Canavan has plenty of experience to recommend her for the post. She has been with Harford County Public Schools since 1973, starting as a teacher at Aberdeen Middle and holding the posts of assistant principal, principal and, in more recent years, working in central office management positions.

And, of course, for the past several months, she has been interim superintendent.

Importantly, the board of education did something it hasn't always bothered to do when hiring a new superintendent: It picked someone from within the school system. This means, if nothing else, the new superintendent will not have to deal with issues of learning the personalities and idiosyncrasies of the system. (It also means the temptation will be great to keep doing things they way they've been done, even if there's good reason to make changes.)
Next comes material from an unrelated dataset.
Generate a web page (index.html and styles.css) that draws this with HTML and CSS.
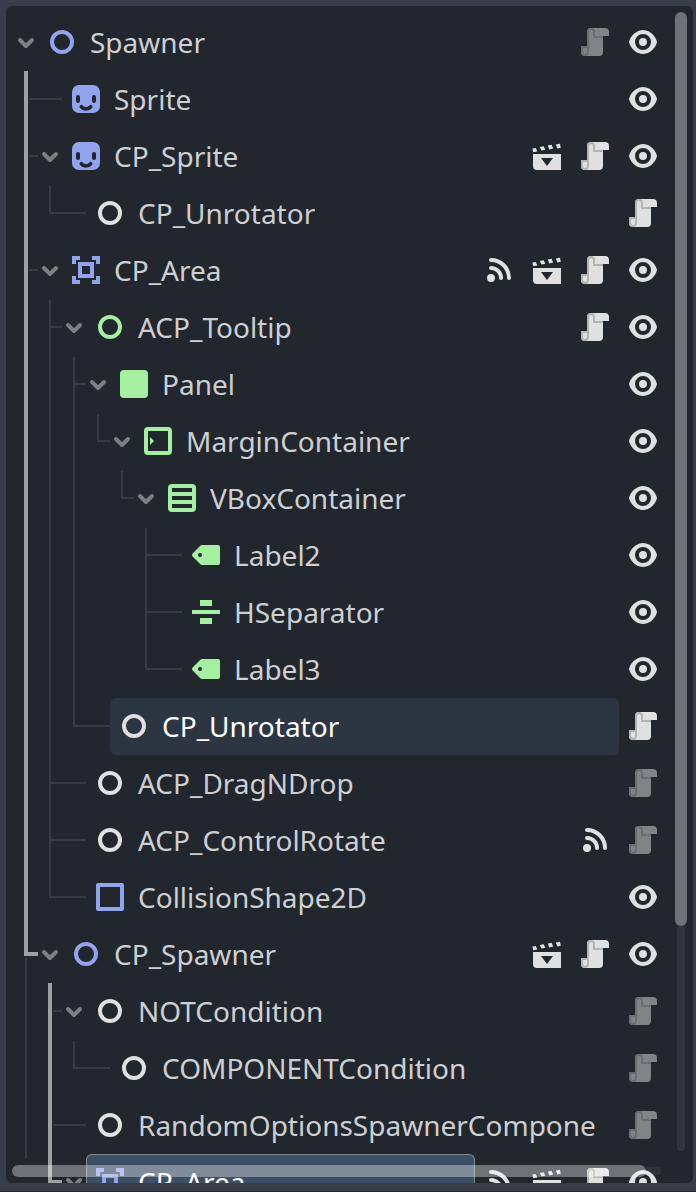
FILE: index.html
```html
<!DOCTYPE html>
<html lang="en">
<head>
<meta charset="utf-8">
<title>Scene tree</title>
<link rel="stylesheet" href="styles.css">
</head>
<body>
<svg class="defs" width="0" height="0">
  <symbol id="chevron" viewBox="0 0 16 16"><path d="M5 7l3 3 3-3" fill="none" stroke="#7d7f82" stroke-width="2" stroke-linecap="round" stroke-linejoin="round"/></symbol>
  <symbol id="node" viewBox="0 0 16 16"><circle cx="8" cy="8" r="5" fill="none" stroke="currentColor" stroke-width="2"/></symbol>
  <symbol id="sprite" viewBox="0 0 16 16"><rect x="1" y="1" width="14" height="14" rx="3.5" fill="currentColor"/><rect x="3" y="6" width="2" height="4" rx="1" fill="#22272e"/><rect x="11" y="6" width="2" height="4" rx="1" fill="#22272e"/><path d="M5.7 11.9C6.8 13.3 9.2 13.3 10.3 11.9" fill="none" stroke="#22272e" stroke-width="1.9" stroke-linecap="round"/></symbol>
  <symbol id="area" viewBox="0 0 16 16"><path d="M1 1v4h2V3h2V1zM11 1v2h2v2h2V1zM1 11v4h4v-2H3v-2zM13 11v2h-2v2h4v-4z" fill="currentColor"/><rect x="5" y="5" width="6" height="6" fill="none" stroke="currentColor" stroke-width="2"/></symbol>
  <symbol id="panel" viewBox="0 0 16 16"><rect x="1" y="1" width="14" height="14" rx="2" fill="currentColor"/></symbol>
  <symbol id="margin" viewBox="0 0 16 16"><rect x="2" y="2" width="12" height="12" rx="1" fill="none" stroke="currentColor" stroke-width="2"/><path d="M4 6l2 2-2 2z" fill="currentColor"/></symbol>
  <symbol id="vbox" viewBox="0 0 16 16"><path fill-rule="evenodd" d="M3 1a2 2 0 0 0-2 2v10a2 2 0 0 0 2 2h10a2 2 0 0 0 2-2V3a2 2 0 0 0-2-2zM3 3h10v2H3zM3 7h10v2H3zM3 11h10v2H3z" fill="currentColor"/></symbol>
  <symbol id="label" viewBox="0 0 16 16"><path fill-rule="evenodd" d="M6 3a1 1 0 0 0-.7.3l-4 4a1 1 0 0 0 0 1.4l4 4A1 1 0 0 0 6 13h8a1 1 0 0 0 1-1V4a1 1 0 0 0-1-1zM5 7a1 1 0 0 1 0 2 1 1 0 0 1 0-2z" fill="currentColor"/></symbol>
  <symbol id="hsep" viewBox="0 0 16 16"><path d="M5 2h6v3H5zM1 7h14v2H1zM5 11h6v3H5z" fill="currentColor"/></symbol>
  <symbol id="shape" viewBox="0 0 16 16"><rect x="2" y="2" width="12" height="12" fill="none" stroke="currentColor" stroke-width="2" stroke-linejoin="round"/></symbol>
  <symbol id="eye" viewBox="0 0 16 16"><path d="M8 2C5.443 2 2.209 3.948 1.045 7.705a1 1 0 0 0-.004.576C2.163 12.211 5.5 14 8 14s5.837-1.789 6.961-5.719a1 1 0 0 0 0-.553C13.861 3.935 10.557 2 8 2zm0 2a4 4 0 0 1 4 4 4 4 0 0 1-4 4 4 4 0 0 1-4-4 4 4 0 0 1 4-4zm0 2a2 2 0 0 0-2 2 2 2 0 0 0 2 2 2 2 0 0 0 2-2 2 2 0 0 0-2-2z" fill="currentColor"/></symbol>
  <symbol id="script" viewBox="0 0 16 16"><path d="M6 1a2 2 0 0 0-2 2v7H1v3a2 2 0 0 0 2 2h7a2 2 0 0 0 2-2V5h3V3a2 2 0 0 0-2-2z" fill="currentColor"/><path d="M6 1a2 2 0 0 0-2 2v7H1v3a2 2 0 0 0 4 0V3a1 1 0 0 1 2 0v3h5V5H8V3a2 2 0 0 0-2-2zm-4 10h2v2a1 1 0 0 1-2 0z" fill="#b4b4b4"/></symbol>
  <symbol id="clapper" viewBox="0 0 16 16"><path fill-rule="evenodd" d="M1 7v6a2 2 0 0 0 2 2h12V7zM5 9h6l-3 4z" fill="currentColor"/><path d="M.7 4.3l1.7-.3.8 1.7-2.1.4zM4.4 3.5l1.9-.4.9 1.8-2 .4zM8.4 2.8l1.9-.4.8 1.9-2 .4zM12.4 2.2l2.1-.3.4 2-1.7.4z" fill="currentColor"/></symbol>
  <symbol id="signal" viewBox="0 0 16 16"><circle cx="4" cy="12" r="2" fill="currentColor"/><path d="M4 3a9 9 0 0 1 9 9M4 7a5 5 0 0 1 5 5" fill="none" stroke="currentColor" stroke-width="2" stroke-linecap="round"/></symbol>
</svg>

<main class="panel">
  <div class="tree">
    <div class="row"><svg class="fold"><use href="#chevron"/></svg><div class="item"><svg class="icon blue"><use href="#node"/></svg><span class="name">Spawner</span></div><div class="actions"><svg class="icon dim"><use href="#script"/></svg><svg class="icon"><use href="#eye"/></svg></div></div>

    <div class="row"><i class="g bold tee"></i><i class="g dash"></i><div class="item"><svg class="icon blue"><use href="#sprite"/></svg><span class="name">Sprite</span></div><div class="actions"><svg class="icon"><use href="#eye"/></svg></div></div>

    <div class="row"><i class="g bold tee"></i><svg class="fold"><use href="#chevron"/></svg><div class="item"><svg class="icon blue"><use href="#sprite"/></svg><span class="name">CP_Sprite</span></div><div class="actions"><svg class="icon"><use href="#clapper"/></svg><svg class="icon"><use href="#script"/></svg><svg class="icon"><use href="#eye"/></svg></div></div>

    <div class="row"><i class="g bold"></i><i class="g line first elbow"></i><i class="g dash"></i><div class="item"><svg class="icon"><use href="#node"/></svg><span class="name">CP_Unrotator</span></div><div class="actions"><svg class="icon"><use href="#script"/></svg></div></div>

    <div class="row"><i class="g bold tee"></i><svg class="fold"><use href="#chevron"/></svg><div class="item"><svg class="icon blue"><use href="#area"/></svg><span class="name">CP_Area</span></div><div class="actions"><svg class="icon"><use href="#signal"/></svg><svg class="icon"><use href="#clapper"/></svg><svg class="icon"><use href="#script"/></svg><svg class="icon"><use href="#eye"/></svg></div></div>

    <div class="row"><i class="g bold"></i><i class="g line first tee"></i><svg class="fold"><use href="#chevron"/></svg><div class="item"><svg class="icon green"><use href="#node"/></svg><span class="name">ACP_Tooltip</span></div><div class="actions"><svg class="icon"><use href="#script"/></svg><svg class="icon"><use href="#eye"/></svg></div></div>

    <div class="row"><i class="g bold"></i><i class="g line"></i><i class="g line first tee"></i><svg class="fold"><use href="#chevron"/></svg><div class="item"><svg class="icon green"><use href="#panel"/></svg><span class="name">Panel</span></div><div class="actions"><svg class="icon"><use href="#eye"/></svg></div></div>

    <div class="row"><i class="g bold"></i><i class="g line"></i><i class="g line"></i><i class="g line first elbow"></i><svg class="fold"><use href="#chevron"/></svg><div class="item"><svg class="icon green"><use href="#margin"/></svg><span class="name">MarginContainer</span></div><div class="actions"><svg class="icon"><use href="#eye"/></svg></div></div>

    <div class="row"><i class="g bold"></i><i class="g line"></i><i class="g line"></i><i class="g"></i><i class="g line first elbow"></i><svg class="fold"><use href="#chevron"/></svg><div class="item"><svg class="icon green"><use href="#vbox"/></svg><span class="name">VBoxContainer</span></div><div class="actions"><svg class="icon"><use href="#eye"/></svg></div></div>

    <div class="row"><i class="g bold"></i><i class="g line"></i><i class="g line"></i><i class="g"></i><i class="g"></i><i class="g line first tee"></i><i class="g dash"></i><div class="item"><svg class="icon green"><use href="#label"/></svg><span class="name">Label2</span></div><div class="actions"><svg class="icon"><use href="#eye"/></svg></div></div>

    <div class="row"><i class="g bold"></i><i class="g line"></i><i class="g line"></i><i class="g"></i><i class="g"></i><i class="g line tee"></i><i class="g dash"></i><div class="item"><svg class="icon green"><use href="#hsep"/></svg><span class="name">HSeparator</span></div><div class="actions"><svg class="icon"><use href="#eye"/></svg></div></div>

    <div class="row"><i class="g bold"></i><i class="g line"></i><i class="g line"></i><i class="g"></i><i class="g"></i><i class="g line elbow"></i><i class="g dash"></i><div class="item"><svg class="icon green"><use href="#label"/></svg><span class="name">Label3</span></div><div class="actions"><svg class="icon"><use href="#eye"/></svg></div></div>

    <div class="row"><i class="g bold"></i><i class="g line"></i><i class="g line elbow"></i><i class="g dash"></i><div class="item hovered"><svg class="icon"><use href="#node"/></svg><span class="name">CP_Unrotator</span></div><div class="actions"><svg class="icon"><use href="#script"/></svg></div></div>

    <div class="row"><i class="g bold"></i><i class="g line tee"></i><i class="g dash"></i><div class="item"><svg class="icon"><use href="#node"/></svg><span class="name">ACP_DragNDrop</span></div><div class="actions"><svg class="icon dim"><use href="#script"/></svg></div></div>

    <div class="row"><i class="g bold"></i><i class="g line tee"></i><i class="g dash"></i><div class="item"><svg class="icon"><use href="#node"/></svg><span class="name">ACP_ControlRotate</span></div><div class="actions"><svg class="icon"><use href="#signal"/></svg><svg class="icon dim"><use href="#script"/></svg></div></div>

    <div class="row"><i class="g bold"></i><i class="g line elbow"></i><i class="g dash"></i><div class="item"><svg class="icon blue"><use href="#shape"/></svg><span class="name">CollisionShape2D</span></div><div class="actions"><svg class="icon"><use href="#eye"/></svg></div></div>

    <div class="row"><i class="g bold elbow resume"></i><svg class="fold"><use href="#chevron"/></svg><div class="item"><svg class="icon blue"><use href="#node"/></svg><span class="name">CP_Spawner</span></div><div class="actions"><svg class="icon"><use href="#clapper"/></svg><svg class="icon"><use href="#script"/></svg><svg class="icon"><use href="#eye"/></svg></div></div>

    <div class="row"><i class="g line"></i><i class="g bold tee"></i><svg class="fold"><use href="#chevron"/></svg><div class="item"><svg class="icon"><use href="#node"/></svg><span class="name">NOTCondition</span></div><div class="actions"><svg class="icon dim"><use href="#script"/></svg></div></div>

    <div class="row"><i class="g line"></i><i class="g bold"></i><i class="g line first elbow"></i><i class="g dash"></i><div class="item"><svg class="icon"><use href="#node"/></svg><span class="name">COMPONENTCondition</span></div><div class="actions"><svg class="icon dim"><use href="#script"/></svg></div></div>

    <div class="row"><i class="g line"></i><i class="g bold tee"></i><i class="g dash"></i><div class="item"><svg class="icon"><use href="#node"/></svg><span class="name">RandomOptionsSpawnerCompone</span></div><div class="actions"><svg class="icon dim"><use href="#script"/></svg></div></div>

    <div class="row"><i class="g line stub"></i><i class="g bold elbow"></i><svg class="fold"><use href="#chevron"/></svg><div class="item selected"><svg class="icon blue"><use href="#area"/></svg><span class="name">CP_Area</span></div><div class="actions"><svg class="icon"><use href="#signal"/></svg><svg class="icon"><use href="#clapper"/></svg><svg class="icon"><use href="#script"/></svg><svg class="icon"><use href="#eye"/></svg></div></div>
  </div>
  <div class="vscroll"><div class="vthumb"></div><div class="vtrack"></div></div>
  <div class="hscroll"><div class="hthumb"></div><div class="htrack"></div></div>
</main>
</body>
</html>
```
FILE: styles.css
```css
* { box-sizing: border-box; }

body {
  margin: 0;
  height: 1192px;
  padding: 6px 3px 9px 6px;
  overflow: hidden;
  background: #373d49;
  border-bottom: 1px solid #20242c;
  font-family: "Noto Sans", sans-serif;
  font-size: 28px;
  color: #cdcfd2;
}

.defs { position: absolute; }

.panel {
  position: relative;
  display: flex;
  height: 1177px;
  padding: 8px 6px 0 8px;
  overflow: hidden;
  border-radius: 6px;
  background: #22272e;
}

.tree { width: 645px; flex: none; }

.row { display: flex; height: 57px; }

/* Indent guides: one 24px cell per ancestor level */
.g, .fold { flex: none; width: 24px; height: 57px; }
.g { display: grid; grid-template-columns: 24px; grid-template-rows: 57px; }
.g::before, .g::after { grid-area: 1 / 1; background: #383b44; }
.line::before { content: ""; width: 2px; margin-left: 11px; }
.line.first::before { margin-top: 1px; }
.line.elbow::before { margin-bottom: 28px; }
.line.stub::before { margin-bottom: 53px; }
.tee::after, .elbow::after, .dash::after {
  content: "";
  height: 2px;
  margin: 27px 0 0 13px;
}
.dash::after { margin-left: 0; }
.bold::before { content: ""; width: 4px; margin-left: 10px; background: #a0a1a3; }
.bold.tee::after { margin-left: 15px; }
.bold.elbow::before { margin-bottom: 27px; }
.bold.elbow::after { height: 4px; margin: 26px 0 0 14px; background: #a0a1a3; }
.resume {
  background: linear-gradient(#383b44, #383b44) 11px 32px / 2px 25px no-repeat;
}

.fold { height: 32px; width: 32px; margin: 12px -4px 0; }

.item {
  flex: 1;
  min-width: 0;
  display: flex;
  align-items: flex-start;
  padding-left: 8px;
  border-radius: 6px;
}
.icon { flex: none; width: 32px; height: 32px; margin-top: 12px; color: #e0e0e0; }
.blue { color: #93a4ee; }
.green { color: #a5efa0; }
.dim { opacity: .5; }
.name {
  margin-left: 12px;
  line-height: 57px;
  white-space: nowrap;
  overflow: hidden;
}
.hovered { background: #2c3542; color: #fff; }
.selected {
  background: #3d4f64;
  color: #fff;
  box-shadow: inset 0 0 0 1px #7f8790;
}
.actions { display: flex; gap: 16px; margin-left: 8px; }

.vscroll {
  display: flex;
  flex-direction: column;
  align-items: center;
  width: 12px;
  height: 1139px;
  margin: -2px 0 0 16px;
}
.vthumb { width: 12px; height: 914px; border-radius: 6px; background: #6f7276; }
.vtrack { width: 8px; flex: 1; border-radius: 0 0 4px 4px; background: #32353e; }

/* Horizontal scrollbar floats over the last row */
.hscroll {
  position: absolute;
  left: 6px;
  bottom: 6px;
  display: flex;
  align-items: center;
  width: 649px;
  height: 12px;
}
.hthumb { width: 634px; height: 12px; border-radius: 6px; background: rgba(255, 255, 255, .35); }
.htrack { flex: 1; height: 8px; border-radius: 0 4px 4px 0; background: rgba(255, 255, 255, .06); }
```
Will Canavan be what the school system needs? To some extent, that's up to her, but at least during her introduction earlier this week she expressed a realistic assessment of her situation when she said, "...I am an average person asked to do a superhuman job."

Superhuman only if she tries to go it alone. Canavan is clearly wise enough to know the impossibility of not involving the entire school community in her own journey. "Together we can do this," she told those gathered in the board meeting room Monday night. We'll take her at her word.

Congratulations, Barbara Canavan, and good luck!